02/14/2019 5:00 am EST

Focus: REITS

Kenneth Leon

Global Director of Industry & Equity Research, CFRA Research

Alexandria Real Estate Equities (ARE), which carries our highest investment ranking of 5- STARS, or Strong Buy, is a premier office REIT that offers investors a secular growth tenant base with the defensive characteristics of a high-quality REIT, suggests analyst Kenneth Leon in CFRA Research's The Outlook.

We view ARE as a unique REIT that falls into the category of an office REIT, but it is actually very different than most office companies.

Formed in 1994, the company developed clusters of life science properties in the most desirable locations as evident by their dominance in the markets today. ARE strives to partner with the biopharma industry and serve them with great properties that generate strong cash flows from these tenants.

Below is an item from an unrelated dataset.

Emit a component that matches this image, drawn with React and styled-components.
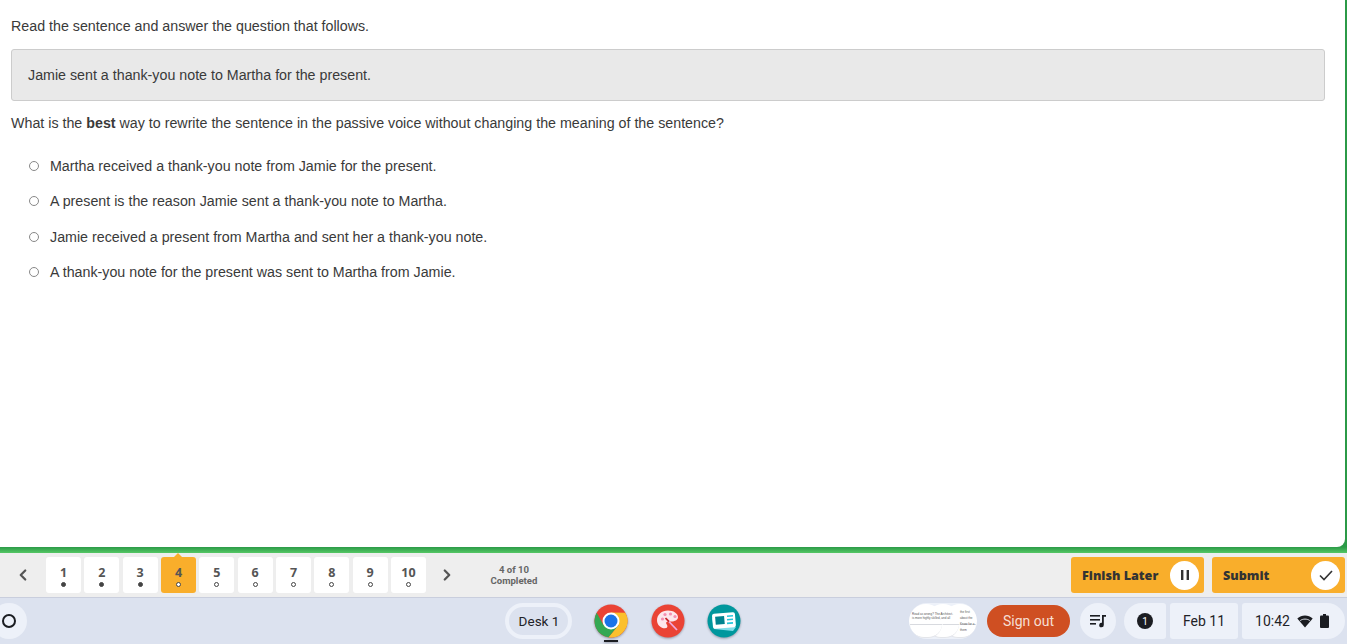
import React from 'react'
import styled, { createGlobalStyle } from 'styled-components'
import { ChevronLeft, ChevronRight } from 'lucide-react'

const GlobalStyle = createGlobalStyle`
  html, body {
    margin: 0;
    height: 100%;
    overflow: hidden;
    background: white;
  }
  #root {
    height: 100%;
  }
`

const Page = styled.div`
  display: flex;
  flex-direction: column;
  height: 644px;
  width: 1347px;
  font-family: 'Liberation Sans', Arial, sans-serif;
`

const Stage = styled.div`
  height: 553px;
  flex: none;
  box-sizing: border-box;
  padding: 0 2px 6px 0;
  background: linear-gradient(to bottom, #2b9a47 0, #2b9a47 547px, #55c765 553px);
`

const Sheet = styled.main`
  height: 100%;
  box-sizing: border-box;
  padding: 16px 20px 0 11px;
  background: white;
  border-bottom-right-radius: 8px;
  color: #3a3a3a;
  font-size: 14.25px;
  line-height: 20px;
`

const Instruction = styled.p`
  margin: 0 0 13px;
`

const Passage = styled.div`
  box-sizing: border-box;
  height: 52px;
  padding-left: 16px;
  display: flex;
  align-items: center;
  background: #e9e9e9;
  border: 1px solid #ccc;
  border-radius: 3px;
`

const Question = styled.p`
  margin: 12px 0 15.4px;
`

const Options = styled.div`
  padding-left: 18px;
`

const Option = styled.label`
  display: flex;
  align-items: center;
  gap: 11px;
  height: 35.33px;
`

const Radio = styled.span`
  width: 10px;
  height: 10px;
  box-sizing: border-box;
  border: 1px solid #888;
  border-radius: 50%;
  background: white;
`

const NavBar = styled.div`
  height: 44px;
  flex: none;
  box-sizing: border-box;
  padding: 4px 2px 4px 0;
  display: flex;
  align-items: flex-start;
  background: #eee;
  color: #555;
`

const Arrow = styled.span`
  width: ${(p) => p.$width}px;
  height: 36px;
  flex: none;
  display: flex;
  align-items: center;
  justify-content: center;
  color: #555;
`

const Tabs = styled.div`
  display: flex;
  gap: 3.33px;
`

const Tab = styled.div`
  position: relative;
  width: 35px;
  height: 36px;
  box-sizing: border-box;
  padding-top: 8px;
  border-radius: 3px;
  background: ${(p) => (p.$active ? '#f9ae2b' : 'white')};
  color: #555;
  font-family: 'Open Sans', sans-serif;
  font-weight: 700;
  font-size: 12.5px;
  line-height: 15px;
  text-align: center;

  &::before {
    content: '';
    display: ${(p) => (p.$active ? 'block' : 'none')};
    position: absolute;
    top: -4px;
    left: 13px;
    border-left: 4.5px solid transparent;
    border-right: 4.5px solid transparent;
    border-bottom: 4px solid #f9ae2b;
  }
`

const Dot = styled.span`
  display: block;
  width: 5px;
  height: 5px;
  box-sizing: border-box;
  margin: 2px auto 0;
  border-radius: 50%;
  border: 1px solid #444;
  background: ${(p) => (p.$done ? '#444' : 'white')};
`

const Progress = styled.div`
  width: 62px;
  margin: 7px 0 0 15px;
  flex: none;
  font-family: Roboto, sans-serif;
  font-weight: 700;
  font-size: 9.6px;
  line-height: 11px;
  text-align: center;
  color: #666;
`

const Actions = styled.div`
  margin-left: auto;
  display: flex;
  gap: 8px;
`

const ActionButton = styled.button`
  width: 133px;
  height: 36px;
  box-sizing: border-box;
  padding: 0 5px 0 11px;
  display: flex;
  align-items: center;
  justify-content: space-between;
  border: 0;
  border-radius: 3px;
  background: #f9ae2b;
  color: #333;
  font-family: 'Noto Sans', sans-serif;
  font-weight: 900;
  font-size: 12.6px;
`

const ActionIcon = styled.span`
  width: 29px;
  height: 29px;
  display: flex;
  align-items: center;
  justify-content: center;
  border-radius: 50%;
  background: white;
`

const Shelf = styled.footer`
  flex: 1;
  box-sizing: border-box;
  padding: 5px 2px 5px 0;
  display: flex;
  align-items: center;
  background: #dce2ef;
  border-top: 1px solid #c9cedd;
  color: #1f2227;
  font-family: Roboto, sans-serif;
  font-size: 14px;
`

const Launcher = styled.div`
  width: 36px;
  height: 36px;
  margin-left: -9px;
  flex: none;
  box-sizing: border-box;
  display: flex;
  align-items: center;
  justify-content: center;
  border-radius: 50%;
  background: #edf1f9;

  &::after {
    content: '';
    width: 14px;
    height: 14px;
    box-sizing: border-box;
    border: 2px solid #1b1d22;
    border-radius: 50%;
  }
`

const DeskButton = styled.div`
  width: 67px;
  height: 36px;
  margin-left: 478px;
  flex: none;
  box-sizing: border-box;
  display: flex;
  align-items: center;
  justify-content: center;
  border: 4px solid #edf1f9;
  border-radius: 18px;
  background: #dce2ef;
  font-size: 13.5px;
  padding-left: 1px;
`

const Apps = styled.div`
  width: 157px;
  margin-left: 22px;
  flex: none;
  display: flex;
  gap: 22.5px;
`

const AppIcon = styled.div`
  position: relative;
  width: 34px;
  height: 34px;
  filter: drop-shadow(0 1px 1px rgba(60, 64, 80, 0.45));

  &::after {
    content: '';
    display: ${(p) => (p.$open ? 'block' : 'none')};
    position: absolute;
    left: 10px;
    bottom: -4px;
    width: 14px;
    height: 2px;
    background: #1b1d22;
  }
`

const Thumbs = styled.div`
  position: relative;
  width: 68px;
  height: 36px;
  margin-left: 158px;
  flex: none;
  border-radius: 18px;
  overflow: hidden;
  background: #edf1f9;
`

const ThumbPage = styled.div`
  position: absolute;
  top: 1px;
  left: ${(p) => p.$left}px;
  width: 34px;
  height: 34px;
  box-sizing: border-box;
  border-radius: 50%;
  background: white;
`

const ThumbRule = styled.div`
  position: absolute;
  top: 20px;
  left: 1px;
  right: 1px;
  height: 14px;
  box-sizing: border-box;
  border-top: 1px solid #d8dadf;
  border-radius: 0 0 17px 17px;
  border-bottom: 1px solid #e3e5ea;
`

const ThumbText = styled.div`
  position: absolute;
  top: ${(p) => p.$top}px;
  left: ${(p) => p.$left}px;
  color: #555;
  font-family: 'Liberation Sans', sans-serif;
  font-size: 3px;
  line-height: ${(p) => p.$line}px;
  white-space: nowrap;
`

const SignOut = styled.button`
  width: 83px;
  height: 32px;
  margin-left: 10px;
  flex: none;
  border: 0;
  border-radius: 16px;
  background: #cf4f22;
  color: #f6dfd4;
  font-family: Roboto, sans-serif;
  font-size: 14px;
`

const Tray = styled.div`
  height: 36px;
  flex: none;
  box-sizing: border-box;
  display: flex;
  align-items: center;
  justify-content: center;
  background: #edf1f9;
  width: ${(p) => p.$width}px;
  margin-left: ${(p) => p.$gap}px;
  gap: ${(p) => p.$inner || 0}px;
  border-radius: ${(p) => p.$radius};
`

const ClockTray = styled(Tray)`
  padding-right: 3px;
`

const Badge = styled.span`
  width: 16px;
  height: 16px;
  display: flex;
  align-items: center;
  justify-content: center;
  border-radius: 50%;
  background: #1b1d22;
  color: white;
  font-size: 10px;
`

function ChromeIcon() {
  return (
    <svg width="34" height="34" viewBox="0 0 34 34">
      <circle cx="17" cy="17" r="16.5" fill="#ea4335" />
      <path d="M17 8.5 L31.3 8.75 A16.5 16.5 0 0 1 14.5 33.3 L24.4 21.25 Z" fill="#fbc02d" />
      <path d="M24.4 21.25 L14.5 33.3 A16.5 16.5 0 0 1 2.7 8.75 L9.6 21.25 Z" fill="#34a853" />
      <circle cx="17" cy="17" r="8.5" fill="white" />
      <circle cx="17" cy="17" r="6.5" fill="#1a73e8" />
    </svg>
  )
}

function PaletteIcon() {
  return (
    <svg width="34" height="34" viewBox="0 0 34 34">
      <circle cx="17" cy="17" r="16.5" fill="#ea4335" />
      <path
        d="M17 6.5c-6.2 0-11 4.2-11 9.7 0 4.8 3.9 8.1 8 8.1 1.6 0 2.4-.9 2.4-2 0-1.5-1.3-1.9-1.3-3.2 0-1 .8-1.6 2-1.6h3.2c3.5 0 6.7-1.4 6.7-4.2 0-4-4.6-6.8-10-6.8z"
        fill="#fde7ec"
      />
      <circle cx="11.5" cy="15" r="1.6" fill="#f48fb1" />
      <circle cx="14" cy="10.5" r="1.6" fill="#f48fb1" />
      <circle cx="19.5" cy="10" r="1.6" fill="#f48fb1" />
      <circle cx="24" cy="12.5" r="1.6" fill="#f48fb1" />
      <path d="M15 14.5 L26 26" stroke="#f0a8e0" strokeWidth="1.8" />
      <path d="M14.5 14 L18 17.7" stroke="#c62828" strokeWidth="1.8" />
    </svg>
  )
}

function NewsIcon() {
  return (
    <svg width="34" height="34" viewBox="0 0 34 34">
      <circle cx="17" cy="17" r="16.5" fill="#00979d" />
      <path d="M5 14 L7 25 L26 27 L29 23 Z" fill="#80deea" />
      <rect x="5.5" y="9" width="23" height="15" rx="2" transform="rotate(-5 17 17)" fill="white" />
      <rect x="8.5" y="12" width="9" height="8" fill="#00838f" transform="rotate(-5 17 17)" />
      <path d="M20 12.2l6-.5M20 15.8l6-.5M20 19.4l6-.5" stroke="#26c6da" strokeWidth="1.6" />
    </svg>
  )
}

function PlaylistIcon() {
  return (
    <svg width="16" height="14" viewBox="0 0 16 14" fill="#1b1d22">
      <rect x="0" y="1" width="10" height="1.6" />
      <rect x="0" y="5" width="10" height="1.6" />
      <rect x="0" y="9" width="6" height="1.6" />
      <path d="M12 1h4v1.8h-2.2V11a2.3 2.3 0 1 1-1.8-2.2z" />
    </svg>
  )
}

function WifiIcon() {
  return (
    <svg width="16" height="13" viewBox="0 0 16 13">
      <path d="M8 12.5 L0.3 3.6 C4.6 -0.4 11.4 -0.4 15.7 3.6 Z" fill="#1b1d22" />
      <path d="M3.2 5.6 C5.8 3.6 10.2 3.6 12.8 5.6" fill="none" stroke="#edf1f9" strokeWidth="0.9" />
    </svg>
  )
}

function BatteryIcon() {
  return (
    <svg width="9" height="14" viewBox="0 0 9 14" fill="#1b1d22">
      <rect x="3" y="0" width="3" height="2" />
      <rect x="0" y="1.5" width="9" height="12.5" rx="1" />
    </svg>
  )
}

const options = [
  'Martha received a thank-you note from Jamie for the present.',
  'A present is the reason Jamie sent a thank-you note to Martha.',
  'Jamie received a present from Martha and sent her a thank-you note.',
  'A thank-you note for the present was sent to Martha from Jamie.',
]

const tabs = [1, 2, 3, 4, 5, 6, 7, 8, 9, 10]

export default function App() {
  return (
    <Page>
      <GlobalStyle />
      <Stage>
        <Sheet>
          <Instruction>Read the sentence and answer the question that follows.</Instruction>
          <Passage>Jamie sent a thank-you note to Martha for the present.</Passage>
          <Question>
            What is the <b>best</b> way to rewrite the sentence in the passive voice without
            changing the meaning of the sentence?
          </Question>
          <Options>
            {options.map((text) => (
              <Option key={text}>
                <Radio />
                {text}
              </Option>
            ))}
          </Options>
        </Sheet>
      </Stage>
      <NavBar>
        <Arrow $width={46}>
          <ChevronLeft size={18} strokeWidth={3} />
        </Arrow>
        <Tabs>
          {tabs.map((n) => (
            <Tab key={n} $active={n === 4}>
              {n}
              <Dot $done={n < 4} />
            </Tab>
          ))}
        </Tabs>
        <Arrow $width={42}>
          <ChevronRight size={18} strokeWidth={3} />
        </Arrow>
        <Progress>
          4 of 10
          <br />
          Completed
        </Progress>
        <Actions>
          <ActionButton>
            Finish Later
            <ActionIcon>
              <svg width="10" height="10" viewBox="0 0 10 10" fill="#333">
                <rect x="1" y="0" width="2.4" height="10" />
                <rect x="6.6" y="0" width="2.4" height="10" />
              </svg>
            </ActionIcon>
          </ActionButton>
          <ActionButton>
            Submit
            <ActionIcon>
              <svg width="14" height="11" viewBox="0 0 14 11" fill="none" stroke="#333" strokeWidth="1.6">
                <path d="M1 5.5 L5 9.5 L13 1" />
              </svg>
            </ActionIcon>
          </ActionButton>
        </Actions>
      </NavBar>
      <Shelf>
        <Launcher />
        <DeskButton>Desk 1</DeskButton>
        <Apps>
          <AppIcon $open>
            <ChromeIcon />
          </AppIcon>
          <AppIcon>
            <PaletteIcon />
          </AppIcon>
          <AppIcon>
            <NewsIcon />
          </AppIcon>
        </Apps>
        <Thumbs>
          <ThumbPage $left={34}>
            <ThumbRule />
          </ThumbPage>
          <ThumbPage $left={17}>
            <ThumbRule />
          </ThumbPage>
          <ThumbPage $left={0}>
            <ThumbRule />
          </ThumbPage>
          <ThumbText $left={3} $top={9} $line={4}>
            Read as wrong? The Architect.
            <br />
            is more highly skilled, and all
          </ThumbText>
          <ThumbText $left={51} $top={6} $line={6}>
            the first
            <br />
            about the
            <br />
            Know for a
            <br />
            them
          </ThumbText>
        </Thumbs>
        <SignOut>Sign out</SignOut>
        <Tray $width={36} $gap={10} $radius="18px">
          <PlaylistIcon />
        </Tray>
        <Tray $width={42} $gap={8} $radius="18px 3px 3px 18px">
          <Badge>1</Badge>
        </Tray>
        <Tray $width={68} $gap={4} $radius="3px">
          Feb 11
        </Tray>
        <ClockTray $width={103} $gap={4} $inner={7} $radius="3px 18px 18px 3px">
          10:42
          <WifiIcon />
          <BatteryIcon />
        </ClockTray>
      </Shelf>
    </Page>
  )
}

The company is an urban office REIT uniquely focused on collaborative life science and technology campuses in Class A innovation cluster locations like Cambridge, MA; San Francisco, CA; San Diego, CA; and New York City.

We believe ARE’s properties represent highly desirable locations for tenancy by life science and technology entities, because of their locations close to concentrations of specialized skills, knowledge, institutions, universities and related businesses.

As of September 30, 2018, approximately 97% of ARE’s total leases are structured as triple net leases, requiring tenants to pay substantially all real estate taxes, insurance, utilities, common area expenses and operating expenses in addition to base rent. Also, about 96% of the leases have an annual rent escalation clause that are either fixed at 3% to 3.5% or indexed based on a consumer price index or other index.

Another key component of ARE's long-term business model is the redevelopment of existing office, warehouse or shell space as generic office/laboratory space, including the conversion of single tenancy space to multi-tenancy spaces or multi-tenancy spaces to single tenancy space that can be leased at higher rates, as well as ground-up development projects.

ARE is accumulating a large land bank for future development projects, which include select properties located in international markets. We are positive on management’s focus on the credit quality of its tenants with a dedicated research team.

We estimate funds from operations (FFO) of $6.90 in 2010 and $7.35 in 2020. Our outlook assumes stable occupancy levels and rental rates with contributions from new development projects. Our 12-month target price at $145 is based on applying a forward P/FFO of 21.0x our 2019 FFO estimate, a premium to office REITS at 16.4x, given ARE's profile related to the life science industry. ARE has a 2.92% dividend yield.

Risks to our recommendation and target price include a decline in economic activity that depresses demand for life science and laboratory facilities, an inability to find attractive acquisition candidates, and higher interest rates.